JUST WHEN I THOUGHT IT WAS SAFE to get back to more important issues this Sunday, now that I have completed the oppression of marking students’ work, the cleaning girls have more or less cleaned the house and I have had luncheon in a Middle-Eastern restaurant a brisk walk from my house, I am assailed by abhorrent news from the Vatican City involving Pope Benedict XVI.
I HAD COME IN RELAXED FASHION TO MY STUDY to complete my latest painting, a nude study that will look fetching above my desk, when I turned on Sky News and saw our good Catholic leader informing the planet, according to the lady on the programme, that wearing condoms was acceptable now.
LATIN IS A TRICKY LANGUAGE at the best of times, and I am not sure what language Joseph Ratzinger might have been speaking when he gave his interview to L’Ossatore Romano, but one hopes there is a misquotation of some sort involved in these most ominous of tidings.
NVAGDA WAS HOW WE WERE TAUGHT LATIN nouns at school: nominative, vocative, accusative, genitive, dative and ablative (and in some cases, locative). This was not too difficult to follow, except when one got down to the dative and ablative forms, which were regularly translated, in the case of a noun like Mensa, a table, as “to, at, through or for a table” and “by, through, with or from a table”.

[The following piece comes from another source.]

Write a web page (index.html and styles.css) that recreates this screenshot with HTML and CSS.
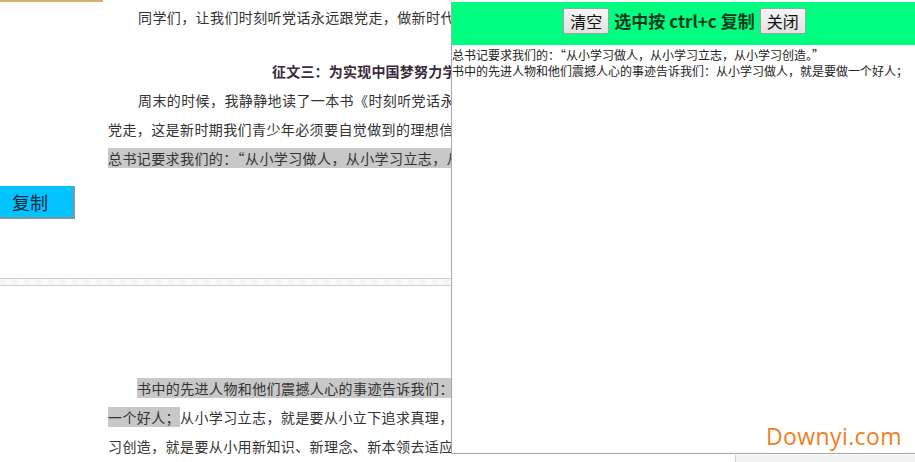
FILE: index.html
```html
<!DOCTYPE html>
<html lang="zh-CN">
<head>
<meta charset="utf-8">
<title>复制</title>
<link rel="stylesheet" href="styles.css">
</head>
<body>
<div class="doc">
  <div class="topbar"></div>
  <div class="page">
    <p class="line indent">同学们，让我们时刻听党话永远跟党走，做新时代的好少年。</p>
    <p class="line title">征文三：为实现中国梦努力学习</p>
    <p class="line indent">周末的时候，我静静地读了一本书《时刻听党话永远跟党走》</p>
    <p class="line">党走，这是新时期我们青少年必须要自觉做到的理想信念。</p>
    <p class="line"><span class="hl">总书记要求我们的：“从小学习做人，从小学习立志，从小学习创造。”</span></p>
  </div>
  <button class="copy">复制</button>
  <div class="sep"></div>
  <div class="page page2">
    <p class="line indent"><span class="hl">书中的先进人物和他们震撼人心的事迹告诉我们：从小学习做人，就是要做</span></p>
    <p class="line"><span class="hl">一个好人；</span>从小学习立志，就是要从小立下追求真理，</p>
    <p class="line">习创造，就是要从小用新知识、新理念、新本领去适应</p>
  </div>
</div>

<div class="panel">
  <div class="panel-head">
    <button class="pbtn">清空</button>
    <span class="hint">选中按 ctrl+c 复制</span>
    <button class="pbtn">关闭</button>
  </div>
  <div class="panel-body">
    <div>总书记要求我们的：“从小学习做人，从小学习立志，从小学习创造。”</div>
    <div>书中的先进人物和他们震撼人心的事迹告诉我们：从小学习做人，就是要做一个好人；</div>
  </div>
</div>
<div class="strip"></div>
<div class="watermark">Downyi.com</div>
</body>
</html>
```
FILE: styles.css
```css
html, body {
  margin: 0;
  padding: 0;
  background: #fff;
  width: 915px;
  height: 462px;
  overflow: hidden;
}
body {
  font-family: "Noto Sans CJK SC", "DejaVu Sans", sans-serif;
  position: relative;
}
.doc {
  width: 451px;
}
.topbar {
  width: 103px;
  height: 2px;
  background: #d2b06e;
}
.page {
  padding-left: 108px;
  white-space: nowrap;
}
.line {
  margin: 0;
  font-size: 14px;
  line-height: 29px;
  height: 29px;
  color: #333;
  letter-spacing: 0.4px;
}
.line:first-child { margin-top: 1px; }
.indent { padding-left: 30px; }
.title {
  margin-top: 25px;
  font-weight: bold;
  color: #3a2a3a;
  padding-left: 164px;
  letter-spacing: 0.2px;
}
.hl {
  background: #c8c8c8;
}
.copy {
  display: block;
  margin: 13px 0 0 0;
  width: 75px;
  height: 33px;
  padding: 0 0 0 12px;
  text-align: left;
  background: #00c3ff;
  border: 0;
  border-right: 2px solid #7a9aa8;
  border-bottom: 2px solid #7a9aa8;
  font-family: "Noto Sans CJK SC", sans-serif;
  font-size: 18px;
  color: #0b2a3a;
}
.sep {
  margin-top: 59px;
  width: 451px;
  height: 6px;
  border-top: 1px solid #cfcfcf;
  border-bottom: 1px solid #cfcfcf;
  background: repeating-linear-gradient(90deg, #f4f4f4 0 6px, #fafafa 6px 12px);
}
.page2 {
  margin-top: 88px;
}
.page2 .indent { padding-left: 29px; }

.panel {
  position: absolute;
  left: 451px;
  top: 2px;
  width: 464px;
  height: 452px;
  background: #fff;
  border-left: 1px solid #a8a8a8;
  border-bottom: 1px solid #a8a8a8;
  box-sizing: border-box;
}
.panel-head {
  height: 43px;
  background: #00fe80;
  display: flex;
  align-items: center;
  justify-content: center;
  gap: 5px;
  padding-bottom: 6px;
  box-sizing: border-box;
  padding-left: 2px;
}
.pbtn {
  font-family: "Noto Sans CJK SC", sans-serif;
  font-size: 16px;
  line-height: 20px;
  padding: 2px 6px 2px;
  background: linear-gradient(#f6f6f6, #e2e2e2);
  border: 1px solid #a0a0a0;
  border-radius: 2px;
  color: #111;
}
.hint {
  font-size: 17px;
  font-weight: bold;
  color: #0c3a1e;
  letter-spacing: 0;
}
.panel-body {
  font-size: 12px;
  line-height: 16px;
  color: #222;
  padding-top: 2px;
  white-space: nowrap;
  letter-spacing: 0;
}
.strip {
  position: absolute;
  left: 735px;
  top: 455px;
  width: 180px;
  height: 7px;
  background: #f2f2f2;
  border-left: 1px solid #cfcfcf;
}
.watermark {
  position: absolute;
  left: 766px;
  top: 420px;
  font-family: "Open Sans", "DejaVu Sans", sans-serif;
  font-size: 23px;
  color: #f0801e;
  letter-spacing: 0.4px;
}
```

THUS I HOPE THAT WHEN JOURNALISTS TELL US that the Pope has stated that condoms can be used “by men” when having sex “with men”, or “by male prostitutes with diseases” “for the prevention of disease”, that the whole thing is more of a translation mistake than my Oxford entrance examination in Latin was. But if the Roman Catholic Church is now suggesting that “if one has to have sex with a male prostitute then one should use a condom”, then my comment can only be one: unicuique suum.